Tuesday, August 31, 2010

22/7

22/7, 3.141592..., pi, ... , PIE!!



Call it what you want, it's delicious.

Actually, to be honest, I've never been much of a pie person. Ice box, pudding pies? Well, maybe those. But nothing with fruit in it!

This is probably due to the fact that when growing up, I don't think my mom ever once made a home-made fruit pie. Thus, the only pies on which my opinions were based were those from boxes in the freezer.

Ah, the store-bought pie: cardboard-crust; gel-like, corn-syrup filling; unnaturally slimy-yet-crunchy fruit chunks. No, thank you.

There was, however, one freezer-fruit-pie that I could slightly bear, years ago. It was a Sara Lee "Fruits of the Forest" pie, and- like I said- it was bearable.


But then I went to Montana, this year and last year, and my grandparents made their own "Fruits of the Forest" pie. The berries may have been from the frozen section of Walmart, but the crust was purely from scratch. But of course full of butter and wheat and sugar and I couldn't eat any of it.

Thus, I created my own masterpiece upon return to the East coast. And, I must say, this is possibly my favorite thing I've ever made, and, I am now a pie convert.

So, I present: FRUTAS DEL BOSQUE: THE BERRY PIE
(when I was in Granada there was a Frutas del Bosque ice cream flavor at heladeria tiggliani, and thus anything "Fruits of the Forest" reminds me of that.)

THE RECIPE:

Crust:
1.5c garbanzo bean flour
1.5c millet flour
1.5 tsp potato starch
1/2 tsp baking soda
1/4 tsp salt
3/4 c extra light olive oil (or coconut)

Filling:
1 bag frozen mixed berries (raspberry, blackberry, blueberry, strawberry combo)
1 tbs tapioca flour
15 drops stevia
1 tsp lemon juice

Prepare crust:
Combine dry ingredients, then slowly add oil, cutting it into the dough. Consistency should be stiffer than cookie dough. Place in fridge to chill.

Prepare filling:
Dump thawed berry mixture into a bowl. Use a fork and scissors to cut up large chunks (like big strawberries).Add tapioca flour and lemon juice, mixing thoroughly. Then sweeten with liquid stevia to taste. (Tapioca flour will thicken when heat-activated, so don't worry that filling will be runny until then)

Prepare pie!:
Remove about half of the crust dough, and roll out to 1/4 inch thick between two sheets of waxed paper.
Dough will slightly stick to paper, so use it to flip rolled dough into a pie tin.

Next, pour filling mixture into the crust.

Roll out the rest of the crust to make the top of the pie. Since this GF crust brakes rather easily, I don't recommend a solid top, unless you are feeling particularly brave, and have a whole lot of patience.

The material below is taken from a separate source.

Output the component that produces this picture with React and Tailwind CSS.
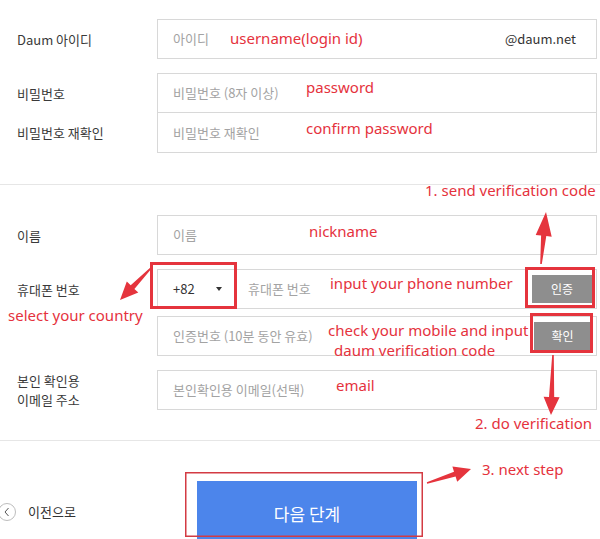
import React from 'react';

const RED = '#e5343d';

// polygon for a tapered arrow from (x1,y1) to tip (x2,y2)
const arrowPoints = (x1, y1, x2, y2, hl = 18, hw = 8, t0 = 0.8, t1 = 2.6) => {
  const dx = x2 - x1;
  const dy = y2 - y1;
  const len = Math.hypot(dx, dy);
  const ux = dx / len;
  const uy = dy / len;
  const px = -uy;
  const py = ux;
  const bx = x2 - ux * hl;
  const by = y2 - uy * hl;
  const pts = [
    [x1 + px * t0, y1 + py * t0],
    [bx + px * t1, by + py * t1],
    [bx + px * hw, by + py * hw],
    [x2, y2],
    [bx - px * hw, by - py * hw],
    [bx - px * t1, by - py * t1],
    [x1 - px * t0, y1 - py * t0],
  ];
  return pts.map(([a, b]) => `${a.toFixed(1)},${b.toFixed(1)}`).join(' ');
};

const Field = ({ children, className = '' }) => (
  <div className={`flex h-[40px] w-[440px] items-center border border-[#d8d8d8] bg-white ${className}`}>
    {children}
  </div>
);

const Placeholder = ({ children }) => (
  <span className="pl-[15px] text-[13px] text-[#a3a3a3]">{children}</span>
);

const Label = ({ children }) => (
  <div className="w-[157px] shrink-0 pl-[17px] text-[13px] leading-[19px] text-[#3a3a3a]">{children}</div>
);

const Note = ({ top, left, children }) => (
  <span
    className="absolute whitespace-nowrap font-['Noto_Sans',sans-serif] text-[15px] leading-[20px] text-[#e5323d]"
    style={{ top, left }}
  >
    {children}
  </span>
);

export default function App() {
  return (
    <div className="relative h-[539px] w-[600px] overflow-hidden bg-white font-['Noto_Sans_CJK_KR',sans-serif]">
      {/* account section */}
      <div className="pt-[19px]">
        <div className="flex items-center">
          <Label>Daum 아이디</Label>
          <Field className="justify-between">
            <Placeholder>아이디</Placeholder>
            <span className="pr-[20px] text-[13px] text-[#333]">@daum.net</span>
          </Field>
        </div>

        <div className="mt-[14px] flex">
          <div className="flex flex-col">
            <div className="flex h-[40px] items-center"><Label>비밀번호</Label></div>
            <div className="flex h-[39px] items-center"><Label>비밀번호 재확인</Label></div>
          </div>
          <div className="flex flex-col">
            <Field><Placeholder>비밀번호 (8자 이상)</Placeholder></Field>
            <Field className="h-[39px] border-t-0"><Placeholder>비밀번호 재확인</Placeholder></Field>
          </div>
        </div>
      </div>

      <div className="mt-[31px] h-px bg-[#e6e6e6]" />

      {/* personal section */}
      <div className="pt-[30px]">
        <div className="flex items-center">
          <Label>이름</Label>
          <Field><Placeholder>이름</Placeholder></Field>
        </div>

        <div className="mt-[14px] flex items-center">
          <Label>휴대폰 번호</Label>
          <Field>
            <div className="flex w-[75px] items-center justify-between pl-[15px] pr-[11px]">
              <span className="text-[13px] text-[#333]">+82</span>
              <span className="h-0 w-0 border-x-[3.5px] border-t-[4px] border-x-transparent border-t-[#333]" />
            </div>
            <Placeholder>휴대폰 번호</Placeholder>
            <button className="ml-auto mr-[4px] h-[28px] w-[60px] bg-[#8e8e8e] text-[12px] text-white">인증</button>
          </Field>
        </div>

        <div className="mt-[7px] flex items-center">
          <Label />
          <Field>
            <Placeholder>인증번호 (10분 동안 유효)</Placeholder>
            <button className="ml-auto mr-[5px] h-[29px] w-[57px] bg-[#8e8e8e] text-[12px] text-white">확인</button>
          </Field>
        </div>

        <div className="mt-[14px] flex items-center">
          <Label>
            본인 확인용
            <br />
            이메일 주소
          </Label>
          <Field><Placeholder>본인확인용 이메일(선택)</Placeholder></Field>
        </div>
      </div>

      <div className="mt-[30px] h-px bg-[#e6e6e6]" />

      {/* footer */}
      <div className="mt-[40px] flex items-start">
        <div className="flex w-[197px] items-center pt-[21px]">
          <span className="-ml-[2px] flex h-[18px] w-[18px] items-center justify-center rounded-full border border-[#bdbdbd]">
            <svg width="8" height="10" viewBox="0 0 8 10" fill="none">
              <polyline points="5.5,1 2,5 5.5,9" stroke="#555" strokeWidth="1" />
            </svg>
          </span>
          <span className="ml-[12px] text-[13px] text-[#333]">이전으로</span>
        </div>
        <button className="h-[70px] w-[220px] bg-[#4c85eb] pb-[4px] text-[17px] text-white">다음 단계</button>
      </div>

      {/* annotations */}
      <svg className="pointer-events-none absolute left-0 top-0" width="600" height="539" viewBox="0 0 600 539">
        <rect x="151.5" y="263.5" width="84" height="44" fill="none" stroke={RED} strokeWidth="3" />
        <rect x="526.5" y="268.5" width="67" height="38" fill="none" stroke={RED} strokeWidth="3" />
        <rect x="531.5" y="314.5" width="60" height="37" fill="none" stroke={RED} strokeWidth="3" />
        <rect x="185.75" y="472.75" width="236.5" height="63.5" fill="none" stroke="#d33b43" strokeWidth="1.5" />
        <polygon points={arrowPoints(541, 264, 546, 212, 24, 8)} fill={RED} />
        <polygon points={arrowPoints(553, 355, 551, 415, 18, 8)} fill={RED} />
        <polygon points={arrowPoints(151, 268, 120, 300, 18, 8)} fill={RED} />
        <polygon points={arrowPoints(427, 483, 471, 469, 17, 8)} fill={RED} />
      </svg>

      <Note top={28} left={230}>username(login id)</Note>
      <Note top={77} left={306}>password</Note>
      <Note top={118} left={306}>confirm password</Note>
      <Note top={180} left={425}>1. send verification code</Note>
      <Note top={221} left={309}>nickname</Note>
      <Note top={273} left={330}>input your phone number</Note>
      <Note top={305} left={8}>select your country</Note>
      <Note top={320} left={328}>check your mobile and input</Note>
      <Note top={340} left={334}>daum verification code</Note>
      <Note top={375} left={336}>email</Note>
      <Note top={413} left={475}>2. do verification</Note>
      <Note top={459} left={482}>3. next step</Note>
    </div>
  );
}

Instead, I opted for the lattice.

Slice dough into 1-inch wide strips.
I insisted on a completely alternating under-over weave- which traditionally requires folding back the "over" strips. Seeing as this dough doesn't exactly "fold", I ended up doing a lot of patching.

This turned out fine, but it might be easier to be less rigorous with your weave, and instead just start laying a strip at one corner. Place the next strip to form the rest of the corner, 90 degrees to the first one. Continue working across the pie, laying each strip at 90 degrees to the last one. No folding necessary, but you also don't get the genuine weave.

Place pie on a cookie sheet lined with tinfoil, so that any overflowed filling doesn't make a mess.

Bake at 425 for 10 minutes, then reduce heat to 325 degrees, and bake until done- about 30 minutes.


Remove from oven and let cool until slicing.

Enjoy the flaky crust, fresh berry filling- just the right level of firmness!

Deeeeeelicious.


Seriously, this pie is delicious. I bought Rice Dream to put on it, but didn't even use it, because it was too good on its own. I gobbled it up within a week!